Example2: Evaluation of substrings for control purposes
The following state machine controls incoming requests to add or remove money to/from an account. It does not allow operations with amounts higher then 20,-EUR
The incoming request is a parameter in the following format:
**amount# - to add an amount
##amount# - to remove an amount
Hence, '**' string means the 'add' operation, '##' string means the 'delete' operation. The amount can be a number between 0 and 20. Single '#' marks the end of the request string.
The state machine as shown in Figure 4 fulfils the entire required functionality, but without real database access where the amounts would be calculated.
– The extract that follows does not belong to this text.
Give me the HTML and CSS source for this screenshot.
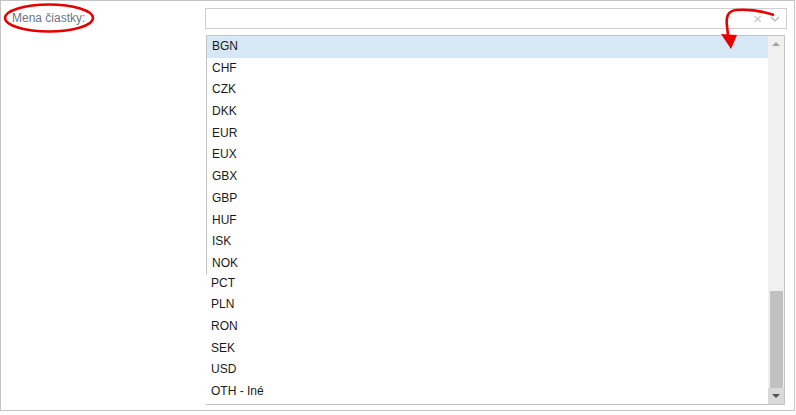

The used objects are (object ID dictionary):
Name | Object Type | Description |
MyCmd | CMD-IN | Command for control purposes; can be used for instance by a master VFSM |
swip_Amount | SWIP | Object controlling the par_Amount object; will make sure that par_Amount does not exceed the defined limit |
par_Amount | PAR | Object storing the amount as read from the par_Incoming object |
par_Incoming | PAR | Object which receives the request from outside |
par_Operation | PAR | Object storing the operation as read from the par_Incoming object |
str_Add | STR | Add operation string definition. RE=(\*\*) |
str_Del | STR | Delete operation string definition. RE=(\#\#) |
str_Incoming | STR | Request string definition. RE=(\*\*|\#\#)([0-9]+)\# |
The input names used in the VFSM are:
Name | Object ID | Description |
always | Input name always existing | |
MyCmd_Continue | MyCmd | Command to confirm that the VFSM could continue with next request |
swip_Amount_HIGH | swip_Amount | Input name generated when the par_Amount object data value exceeds the limit |
swip_Amount_IN | swip_Amount | Input name generated when the par_Amount object data value is below the limit |
par_Operation_CHANGED | par_Operation | Input name generated when the par_Operation object received new data |
str_Add_MATCH | str_Add | Input name generated when the par_Operation object data value is '**' |
str_Del_MATCH | str_Del | Input name generated when the par_Amount object data value is '##' |
str_Incoming_MATCH | str_Incoming | Input name generated when the par_Incoming object data value matches the regular expression |
str_Incoming_NOMATCH | str_Incoming | Input name generated when the par_Incoming object data value does not match the regular expression |
The output names used by this VFSM are
Name | I/O Object ID | Description |
MyCmd_Clear | MyCmd | Clears MyCmd |
swip_Amount_On | swip_Amount | Switches the swip_Amount object on |
str_Add_On | str_Add | Switches the str_Add object on |
str_Add_Set | str_Add | Sends the 'Set' command to the str_Add object |
str_Del_On | str_Del | Switches the str_Del object on |
str_Del_Set | str_Del | Sends the 'Set' command to the str_Del object |
str_Incoming_On | str_Incoming | Switches the str_Incoming object on |
str_Incoming_Set | str_Incoming | Sends the 'Set' command to the str_Incoming object |
To test this VFSM only the parameter par_Incoming has to be changed in the monitor. After each request evaluation the command MyCmd_Clear has to be sent to be able to proceed with the next operation.
This example is implemented in account.prj you can find in directory "Samples" after you installed StateWORKS Studio
1 Note, that there is no standard definition of a regular expression. Thus, you may see descriptions that deviate a little bit from the definition used here.